Section 5124 of the 1931 Code provides:

“All unliquidated claims against counties * * * shall, before being audited or paid, be so itemized as to clearly show the basis of any such claim and whether for * * * services rendered [the county], or upon some other account, and shall he duly verified by the affidavit of the claimant, filed with the county auditor for presentation to the hoard of supervisors; and no action shall be brought against any county upon any such claim until the same has been so filed and payment thereof refused or neglected.” (Italics supplied.)

It is important to note at the beginning of this discussion that the claim of Mr. Smith filed against the county was not liquidated. Moreover, it is likewise important to understand that no specific item of the claim was allowed. In other words, the board of supervisors did not allow certain items of the claim on the theory that those items were liquidated or just, and disallow other items thereof considered by them to be unliquidated' or unjust. No specific part of the claim was allowed. On the other hand, the board considered the claim as an entirely unliquidated demand, and allowed generally thereon the sum of $50. Necessarily, under the circumstances, the remaining portion of the claim was disallowed. If the claim when filed were liquidated, the allowance of part thereof by the board and the acceptance of such partial allowance by the appellant would not amount to an accord and satisfaction. Sanford v. Lee County, 49 Iowa 148; Resner v. Carroll County, 126 Iowa 423, 102 N. W. 148; Broyles v. Mahaska County, 213 Iowa 345, local citation, 351, 239 N. W. 1. See, also, Barr v. Clinton Bridge Works, 179 Iowa 702, local citation 709, 161 N. W. 695; Clark v. Clark, 197 Iowa 257, local citation, 262, 196 N. W. 1011: Walston v. F. D. Calkins Co., 119 Iowa 150, 93 N. W. 49.

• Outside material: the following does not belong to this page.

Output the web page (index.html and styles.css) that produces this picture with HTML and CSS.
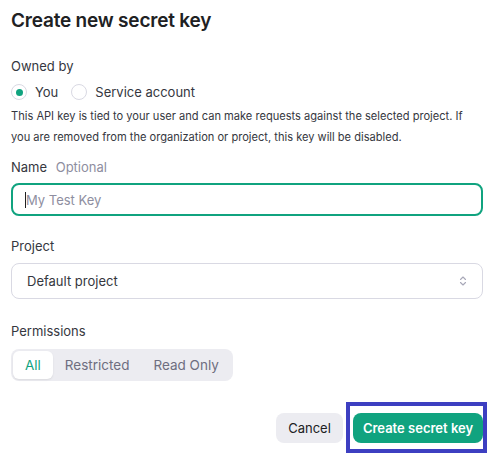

Likewise, “if the claim should include some items about which there was no dispute between the parties, and others that were denied, and the former should be allowed and the latter rejected,” there would be no reason “for holding that * * * acceptance of the amount which was not at all disputed should bar (the claimant’s) right of action for the items which were denied and disallowed.” Wilson v. Palo Alto County, 65 Iowa 18, local citation, 24, 21 N. W. 175; Fulton v. Monona County, 47 Iowa 622. Under the last hypothesis, the claimant would not know, while accepting payment of the undisputed claim, that by rejecting the disputed portion thereof the hoard intended to offer such undisputed portion as a satisfaction of the entire claim. See cases last above cited.

But when the claim is entirely unliquidated and no part thereof admitted as just, the board of supervisors, when allowing a certain per cent of the whole amount claimed, is presumed by such allowance to offer the claimant a liquidated sum in full accord and satisfaction of the original claim. By thus accepting the liquidated sum allowed by the board, the claimant satifies the original unliquidated obligation in full. Board of Com’rs of Wapello County v. Sinnaman, 1 G. Green 413; Brick v. Plymouth County, 63 Iowa 462, 19 N. W. 304. See, also, Wilson v. Palo Alto County (65 Iowa 18, local citation, 23, 24, 21 N. W. 175), supra.

For the purpose of elucidation at this point, we set forth here a quotation from the Wilson case, reading on page 24 of 65 Iowa, 21 N. W. 175, 177:

“If the board of supervisors, in passing upon a claim against the county, should allow a certain per cent of the whole amount claimed, and refuse to allow the remainder thereof, they would thereby say to the claimant, in effect, that his claim as made by him was regarded as unjust or invalid, but that they were willing to pay the amount allowed in settlement or compromise of it; and if, with full knowledge of the action which had been taken on his claim, the claimant should, without objection, accept the amount allowed, this should be regarded as an acceptance by him of the terms of compromise offered, and he ought to be precluded from maintaining an action for the portion disallowed.”

Again we said in Brick v. Plymouth County (63 Iowa 462)., supra, reading on page 463, 19 N. W. 304:

“It is claimed by counsel for appellant that the acceptance of the allowance made by the board of supervisors is a bar to an action for the balance of the bill which was rejected by the board. The evidence shows that the board of supervisors investigated the claim, allowed a part of it, and rejected the balance upon what appears to us to be good and sufficient grounds. There is no pretense that the plaintiff, when he received the amount allowed him, did not know that the balance had been rejected. * * * We think that under the circumstances the plaintiff was not entitled to recover. Wapello County v. Sinnaman, 1 G. Green 413. That was a case where a claim was presented against the county, and part of it was allowed and the balance rejected. The court said: ‘If the plaintiff in this case presented his claim for allowance, and it was in part allowed by the board, and he accepted the amount thus allowed, he should not be permitted to afterwards sue for the balance. The acceptance of the part allowed should be considered satisfaction for the whole.’ ”

There is no doubt in the case at bar that the appellant fully understood that his claim, except for the $50 allowed by the board in full satisfaction thereof, was rejected. Consequently, when the appellant accepted the $50, he did so with full understanding of the facts and circumstances. At the time of thus accepting the $50, the appellant under the circumstances knew that the county was offering the sum allowed in full satisfaction of the entire unliquidated claim. Perhaps the appellant complained to the auditor about the action of the board of supervisors, hut he did not enter into an express or implied agreement with the board that he could accept the $50 on account and sue for the unliquidated balance. The appellant, therefore, is bound by his action in accepting the amount allowed by the county supervisors under the circumstances. His conduct in thus accepting the $50 amounted to a satisfaction of the entire claim. If, under the circumstances, the appellant desired to sue the county for any part of the claim, he should have rejected the $50 allowed. See cases above cited.

Wherefore, the judgment of the district court must be, and hereby is, affirmed. — Affirmed.

Mitchell, C. J., and Evans, Stevens, Anderson, Kintzinger, Albert, and Donegan, JJ., concur.